The Australasian Photo-Review was an English language magazine, published for photographers by Baker & Rouse and later Kodak (Australasia), and published in Sydney, Australia 1894–1956.

== History ==
The magazine was first published in 1894 as the Australian edition of the British Photographic Review of Reviews, after the photographic supply company Baker & Rouse purchased the Australasian publishing rights. At this early stage of its publication, the magazine was issued as a short ten to fifteen page supplement to the British edition. In 1895 the magazine's name was changed to Australalasian Photographic Review, and in 1903, the title was shortened to Australasian Photo-Review.

The first editor-in-chief of the magazine was Edwin J. Welch F.R.G.S., F.R.C.I., who declared in the first issue that Australian photographic works would be reviewed with 'bluntness, perhaps, but no namby pamby'. Walter Burke F.R.P.S. was Editor. In 1922 Walter's son Eric Keast Burke became associate editor and, in 1943 editor, a position he held until the Review ceased publication in 1956 with the last issue released in December.

== Content ==
The Review was notable for promoting the work of Australian photographers or 'camerists', as they were referred to in early editions, and for its high-grade reproduction of photographs.

At a time when the nation's history of photography was scant and under-appreciated, Keast Burke's series of historical articles included articles on pioneering Australian photographers John William Lindt and Charles Kerry and on his 1953 discovery, in a shed in Chatswood, New South Wales, B. O. Holtermann’s collection of wet-plate negatives; all gold-fields photographs by Charles Bayliss and Beaufoy Merlin to whom he devoted several issues of AP-R, and later published Gold and silver : an album of Hill End and Gulgong photographs from the Holtermann Collection in 1973.

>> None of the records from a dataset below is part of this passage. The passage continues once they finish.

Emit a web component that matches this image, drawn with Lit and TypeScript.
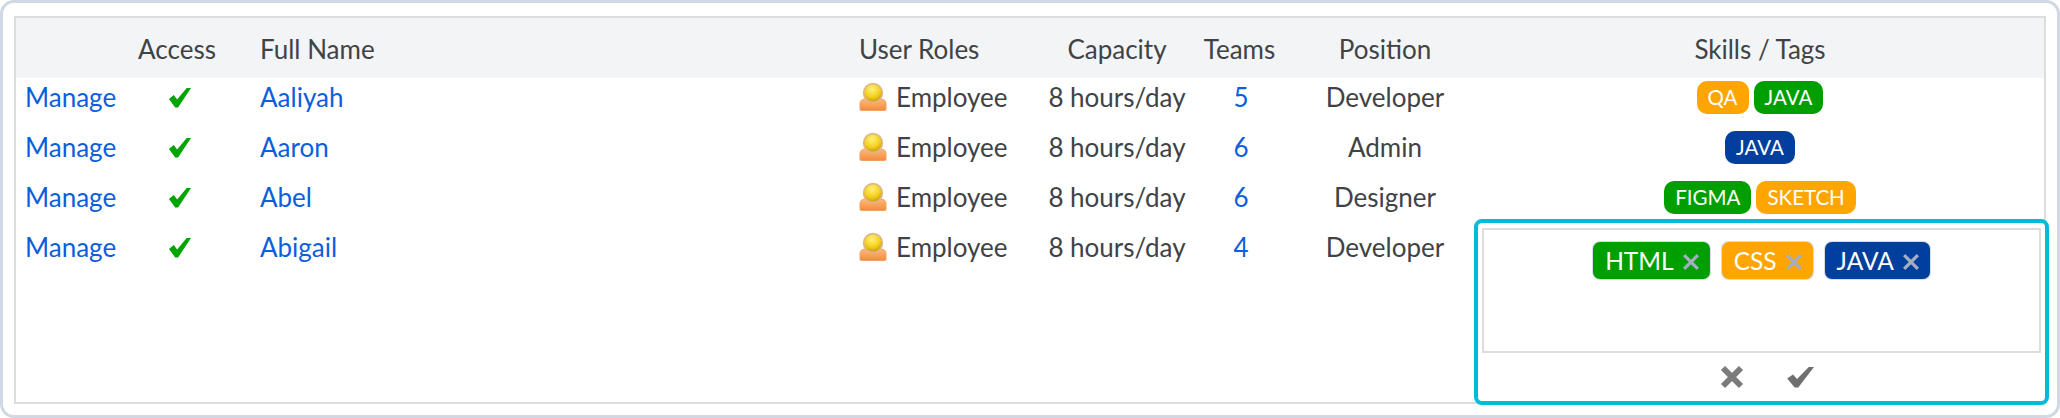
import { LitElement, html, css, svg } from "lit";
import { customElement } from "lit/decorators.js";

type Tag = [string, string];
const rows: { name: string; teams: number; position: string; tags: Tag[] }[] = [
  { name: "Aaliyah", teams: 5, position: "Developer", tags: [["QA", "orange"], ["JAVA", "green"]] },
  { name: "Aaron", teams: 6, position: "Admin", tags: [["JAVA", "navy"]] },
  { name: "Abel", teams: 6, position: "Designer", tags: [["FIGMA", "green"], ["SKETCH", "orange"]] },
  { name: "Abigail", teams: 4, position: "Developer", tags: [] },
];

const check = (cls: string) => html`<svg class=${cls} viewBox="0 0 24 24" preserveAspectRatio="none">
  <path d="M1 13.5 L6 9.5 L9.5 14 L19.5 2 L24 2 L10.5 22.5 L7.5 22.5 Z"></path>
</svg>`;

const person = svg`<defs>
    <radialGradient id="head" cx="0.45" cy="0.3" r="0.7">
      <stop offset="0" stop-color="#fff27a"></stop>
      <stop offset="0.6" stop-color="#f4cf1c"></stop>
      <stop offset="1" stop-color="#c9960c"></stop>
    </radialGradient>
    <linearGradient id="body" x1="0" y1="0" x2="0" y2="1">
      <stop offset="0" stop-color="#fdba7c"></stop>
      <stop offset="1" stop-color="#f58a3c"></stop>
    </linearGradient>
  </defs>
  <path d="M1 27.5 L1 21.5 Q1 17.5 6 17 L22 17 Q27 17.5 27 21.5 L27 27.5 Q27 28.5 25.5 28.5 L2.5 28.5 Q1 28.5 1 27.5 Z" fill="url(#body)" stroke="#f0a060" stroke-width="1"></path>
  <circle cx="14" cy="11" r="9.4" fill="url(#head)" stroke="#dcb98a" stroke-width="1.6"></circle>`;

@customElement("app-root")
export class AppRoot extends LitElement {
  static styles = css`
    :host {
      display: block;
      width: 2060px;
      height: 418px;
      box-sizing: border-box;
      font-family: Lato, "Liberation Sans", sans-serif;
      font-size: 26px;
      color: #3f4346;
      background: #fff;
    }
    .frame {
      box-sizing: border-box;
      height: 418px;
      border: 3px solid #cfd8e3;
      border-radius: 14px;
      padding: 13px 11px 11px 11px;
      background: #fff;
    }
    .grid {
      position: relative;
      box-sizing: border-box;
      height: 100%;
      border: 2px solid #dcdddd;
      display: grid;
      grid-template-columns: 102px 118px 614px 201px 132px 113px 178px 1fr;
      grid-auto-rows: 50px;
      align-content: start;
    }
    .head {
      background: #f3f4f6;
      height: 60px;
      display: flex;
      align-items: center;
      justify-content: center;
      white-space: nowrap;
      padding-top: 1px;
      box-sizing: border-box;
    }
    .cell {
      display: flex;
      align-items: center;
      justify-content: center;
      white-space: nowrap;
      padding-top: 8px;
      box-sizing: border-box;
    }
    .row {
      display: contents;
    }
    .left {
      justify-content: flex-start;
    }
    .pad-manage {
      padding-left: 9px;
    }
    .pad-name {
      padding-left: 24px;
    }
    .pad-role {
      padding-left: 9px;
    }
    .shift {
      padding-left: 4px;
    }
    .head-skills {
      padding-left: 2px;
    }
    .digit {
      padding-left: 3px;
    }
    a {
      color: #0b5fdc;
      text-decoration: none;
    }
    .ok {
      width: 23px;
      height: 23px;
      fill: #00a500;
    }
    .role {
      display: flex;
      align-items: center;
      gap: 9px;
    }
    .person {
      width: 28px;
      height: 30px;
    }
    .tags {
      gap: 5px;
      padding-left: 2px;
    }
    .tag {
      display: inline-flex;
      align-items: center;
      height: 33px;
      padding: 0 11px;
      border-radius: 10px;
      color: #fff;
      font-size: 20.5px;
    }
    .orange {
      background: #ffa500;
    }
    .green {
      background: #009f00;
    }
    .navy {
      background: #003f9e;
    }
    .editor {
      position: absolute;
      right: -5px;
      bottom: -3px;
      width: 575px;
      height: 186px;
      box-sizing: border-box;
      border: 4px solid #00bcd9;
      border-radius: 8px;
      background: #fff;
      padding: 5px 4px 0;
      display: flex;
      flex-direction: column;
    }
    .box {
      box-sizing: border-box;
      height: 125px;
      border: 2px solid #dcdddd;
      display: flex;
      justify-content: center;
      align-items: flex-start;
      gap: 12px;
      padding-top: 12px;
    }
    .chip {
      display: inline-flex;
      align-items: center;
      gap: 9px;
      height: 37px;
      padding: 0 11px 0 12px;
      border-radius: 7px;
      color: #fff;
      font-size: 24.5px;
      box-shadow: 0 0 0 1px #d5dde8;
    }
    .x {
      width: 16px;
      height: 16px;
      stroke: #a3aec2;
      stroke-width: 2.8;
      margin-top: 3px;
    }
    .actions {
      flex: 1;
      display: flex;
      justify-content: center;
      align-items: center;
      gap: 42px;
      padding-left: 10px;
    }
    .act-x {
      width: 24px;
      height: 24px;
      stroke: #7b7b7b;
      stroke-width: 6;
    }
    .act-ok {
      width: 28px;
      height: 24px;
      fill: #6f6f6f;
    }
  `;

  render() {
    return html`<div class="frame">
      <div class="grid">
        <div class="head"></div>
        <div class="head">Access</div>
        <div class="head left pad-name">Full Name</div>
        <div class="head left pad-role">User Roles</div>
        <div class="head">Capacity</div>
        <div class="head">Teams</div>
        <div class="head">Position</div>
        <div class="head head-skills">Skills / Tags</div>
        ${rows.map(
          (r) => html`<div class="row">
            <div class="cell left pad-manage"><a href="#">Manage</a></div>
            <div class="cell shift">${check("ok")}</div>
            <div class="cell left pad-name"><a href="#">${r.name}</a></div>
            <div class="cell left pad-role">
              <span class="role"><svg class="person" viewBox="0 0 28 30">${person}</svg>Employee</span>
            </div>
            <div class="cell">8 hours/day</div>
            <div class="cell digit"><a href="#">${r.teams}</a></div>
            <div class="cell">${r.position}</div>
            <div class="cell tags">
              ${r.tags.map(([t, c]) => html`<span class="tag ${c}">${t}</span>`)}
            </div>
          </div>`
        )}
        <div class="editor">
          <div class="box">
            ${([["HTML", "green"], ["CSS", "orange"], ["JAVA", "navy"]] as Tag[]).map(
              ([t, c]) => html`<span class="chip ${c}">${t}
                <svg class="x" viewBox="0 0 14 14"><path d="M1 1 L13 13 M13 1 L1 13"></path></svg>
              </span>`
            )}
          </div>
          <div class="actions">
            <svg class="act-x" viewBox="0 0 24 24"><path d="M3 3 L21 21 M21 3 L3 21"></path></svg>
            ${check("act-ok")}
          </div>
        </div>
      </div>
    </div>`;
  }
}
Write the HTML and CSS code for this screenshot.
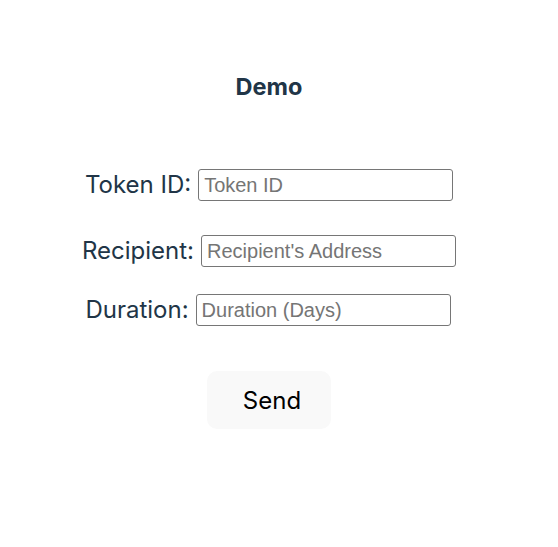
FILE: index.html
```html
<!DOCTYPE html>
<html>
<head>
<meta charset="utf-8">
<link rel="stylesheet" href="styles.css">
</head>
<body>
<div class="app">
  <h1 class="title">Demo</h1>
  <div class="form">
    <div class="row row-token">
      <label class="label">Token ID:</label>
      <input class="field" type="text" placeholder="Token ID">
    </div>
    <div class="row row-recipient">
      <label class="label">Recipient:</label>
      <input class="field" type="text" placeholder="Recipient's Address">
    </div>
    <div class="row row-duration">
      <label class="label">Duration:</label>
      <input class="field" type="text" placeholder="Duration (Days)">
    </div>
  </div>
  <button class="send">Send</button>
</div>
</body>
</html>
```

FILE: styles.css
```css
html, body {
  margin: 0;
  padding: 0;
  background: #ffffff;
}
body {
  font-family: Inter, "Noto Sans", sans-serif;
  color: #213547;
}
.app {
  display: flex;
  flex-direction: column;
  align-items: center;
  padding-right: 20px;
  padding-top: 72px;
}
.title {
  margin: 0;
  font-size: 23.5px;
  font-weight: 700;
  line-height: 30px;
}
.form {
  display: flex;
  flex-direction: column;
  align-items: center;
  margin-top: 67px;
}
.row {
  display: flex;
  align-items: center;
  gap: 7px;
}
.row-recipient {
  margin-top: 34px;
}
.row-duration {
  margin-top: 27px;
  margin-right: 2px;
}
.label {
  font-size: 24px;
  line-height: 30px;
}
.field {
  box-sizing: border-box;
  width: 255px;
  height: 32px;
  padding: 0 5px;
  border: 1px solid #767676;
  border-radius: 3px;
  font-family: "Liberation Sans", Arial, sans-serif;
  font-size: 20px;
  color: #000;
  background: #fff;
}
.field::placeholder {
  color: #757575;
}
.send {
  margin-top: 45px;
  width: 124px;
  height: 58px;
  padding: 0 0 0 6px;
  border: none;
  border-radius: 10px;
  background: #f9f9f9;
  font-family: Inter, "Noto Sans", sans-serif;
  font-size: 24px;
  color: #000;
  cursor: pointer;
}
```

His father Walter had also been historically minded and both Keast's son Quentin, and wife Iris, assisted in research and article writing for the AP-R. Jack Cato consulted extensively with Keast in writing his 1955 history The Story of the Camera in Australia. Having formally retired in 1960, from 1961 to 1969 Burke was the first editor and then art director of Australian Popular Photography (later named Australian Photography)

== Digitisation ==
The magazine has been digitised by the National Library of Australia.